● **Aim**:
Copy the listing verbatim, excluding any images found in it.

● **Collected material**:
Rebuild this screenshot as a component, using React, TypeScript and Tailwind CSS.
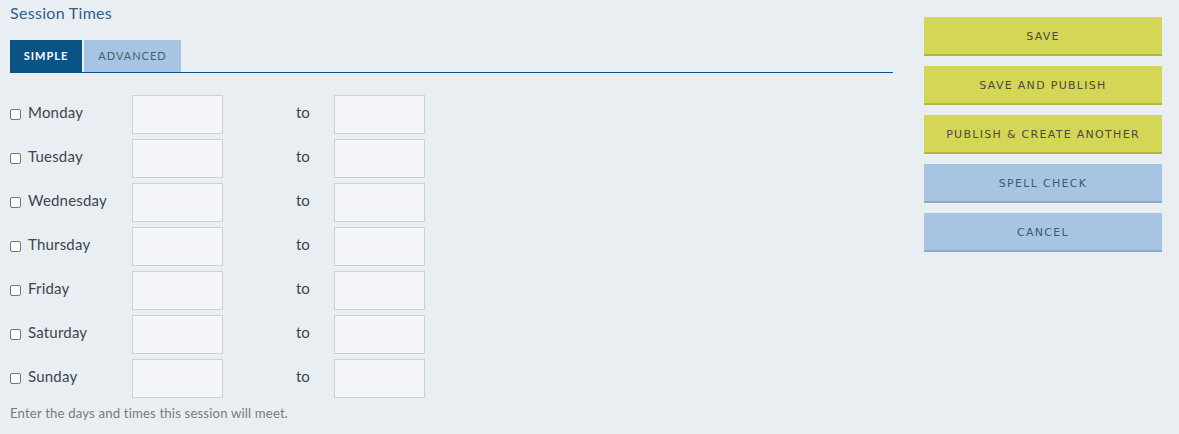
import React from "react";

const days = ["Monday", "Tuesday", "Wednesday", "Thursday", "Friday", "Saturday", "Sunday"];

function Btn({ label, yellow }: { label: string; yellow?: boolean }) {
  return (
    <button
      className={
        yellow
          ? "h-[39px] w-full pt-[3px] bg-[#d4d656] border-b-2 border-[#b4b643] text-[#4b4a3c] text-[11px] tracking-[1.3px] font-['DejaVu_Sans',sans-serif]"
          : "h-[39px] w-full pt-[3px] bg-[#a7c5e3] border-b-2 border-[#8ea9c9] text-[#4a5566] text-[11px] tracking-[1.3px] font-['DejaVu_Sans',sans-serif]"
      }
    >
      {label}
    </button>
  );
}

export default function App() {
  return (
    <div className="w-[1179px] h-[434px] bg-[#e9eef2] font-['Lato',sans-serif] flex">
      <div className="w-[893px] pl-[10px] flex flex-col">
        <div className="h-[28px] pt-[2px] text-[16px] tracking-[0.3px] text-[#2f5f8c] leading-[22px]">Session Times</div>
        <div className="mt-[12px] flex gap-[2px] border-b border-[#0b5285] h-[33px]">
          <div className="w-[72px] h-[32px] bg-[#0b5285] text-white text-[11px] font-bold tracking-[1px] flex items-center justify-center">
            SIMPLE
          </div>
          <div className="w-[97px] h-[32px] bg-[#a7c5e3] text-[#4d5b6b] text-[11px] tracking-[1px] flex items-center justify-center">
            ADVANCED
          </div>
        </div>
        <div className="mt-[22px] flex flex-col gap-[5px]">
          {days.map((d) => (
            <div key={d} className="flex items-center h-[39px]">
              <div className="w-[122px] flex items-center pb-[4px]">
                <span className="w-[11px] h-[11px] border border-[#767676] rounded-[2px] bg-white mt-[3px]" />
                <span className="ml-[7px] text-[15px] tracking-[0.2px] text-[#3d4550]">{d}</span>
              </div>
              <div className="w-[91px] h-[39px] bg-[#f3f5f9] border border-[#c9d2dc]" />
              <div className="w-[111px] flex pb-[4px]">
                <span className="ml-[73px] text-[15px] text-[#3d4550]">to</span>
              </div>
              <div className="w-[91px] h-[39px] bg-[#f3f5f9] border border-[#c9d2dc]" />
            </div>
          ))}
        </div>
        <div className="mt-[6px] text-[13.2px] tracking-[0.15px] text-[#7b7b7b]">Enter the days and times this session will meet.</div>
      </div>
      <div className="ml-[31px] w-[238px] pt-[17px] flex flex-col gap-[10px]">
        <Btn label="SAVE" yellow />
        <Btn label="SAVE AND PUBLISH" yellow />
        <Btn label="PUBLISH & CREATE ANOTHER" yellow />
        <Btn label="SPELL CHECK" />
        <Btn label="CANCEL" />
      </div>
    </div>
  );
}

● **Exercise output**:
Rebuild this screenshot as a component, using React, TypeScript and Tailwind CSS.
import React from "react";

const days = ["Monday", "Tuesday", "Wednesday", "Thursday", "Friday", "Saturday", "Sunday"];

function Btn({ label, yellow }: { label: string; yellow?: boolean }) {
  return (
    <button
      className={
        yellow
          ? "h-[39px] w-full pt-[3px] bg-[#d4d656] border-b-2 border-[#b4b643] text-[#4b4a3c] text-[11px] tracking-[1.3px] font-['DejaVu_Sans',sans-serif]"
          : "h-[39px] w-full pt-[3px] bg-[#a7c5e3] border-b-2 border-[#8ea9c9] text-[#4a5566] text-[11px] tracking-[1.3px] font-['DejaVu_Sans',sans-serif]"
      }
    >
      {label}
    </button>
  );
}

export default function App() {
  return (
    <div className="w-[1179px] h-[434px] bg-[#e9eef2] font-['Lato',sans-serif] flex">
      <div className="w-[893px] pl-[10px] flex flex-col">
        <div className="h-[28px] pt-[2px] text-[16px] tracking-[0.3px] text-[#2f5f8c] leading-[22px]">Session Times</div>
        <div className="mt-[12px] flex gap-[2px] border-b border-[#0b5285] h-[33px]">
          <div className="w-[72px] h-[32px] bg-[#0b5285] text-white text-[11px] font-bold tracking-[1px] flex items-center justify-center">
            SIMPLE
          </div>
          <div className="w-[97px] h-[32px] bg-[#a7c5e3] text-[#4d5b6b] text-[11px] tracking-[1px] flex items-center justify-center">
            ADVANCED
          </div>
        </div>
        <div className="mt-[22px] flex flex-col gap-[5px]">
          {days.map((d) => (
            <div key={d} className="flex items-center h-[39px]">
              <div className="w-[122px] flex items-center pb-[4px]">
                <span className="w-[11px] h-[11px] border border-[#767676] rounded-[2px] bg-white mt-[3px]" />
                <span className="ml-[7px] text-[15px] tracking-[0.2px] text-[#3d4550]">{d}</span>
              </div>
              <div className="w-[91px] h-[39px] bg-[#f3f5f9] border border-[#c9d2dc]" />
              <div className="w-[111px] flex pb-[4px]">
                <span className="ml-[73px] text-[15px] text-[#3d4550]">to</span>
              </div>
              <div className="w-[91px] h-[39px] bg-[#f3f5f9] border border-[#c9d2dc]" />
            </div>
          ))}
        </div>
        <div className="mt-[6px] text-[13.2px] tracking-[0.15px] text-[#7b7b7b]">Enter the days and times this session will meet.</div>
      </div>
      <div className="ml-[31px] w-[238px] pt-[17px] flex flex-col gap-[10px]">
        <Btn label="SAVE" yellow />
        <Btn label="SAVE AND PUBLISH" yellow />
        <Btn label="PUBLISH & CREATE ANOTHER" yellow />
        <Btn label="SPELL CHECK" />
        <Btn label="CANCEL" />
      </div>
    </div>
  );
}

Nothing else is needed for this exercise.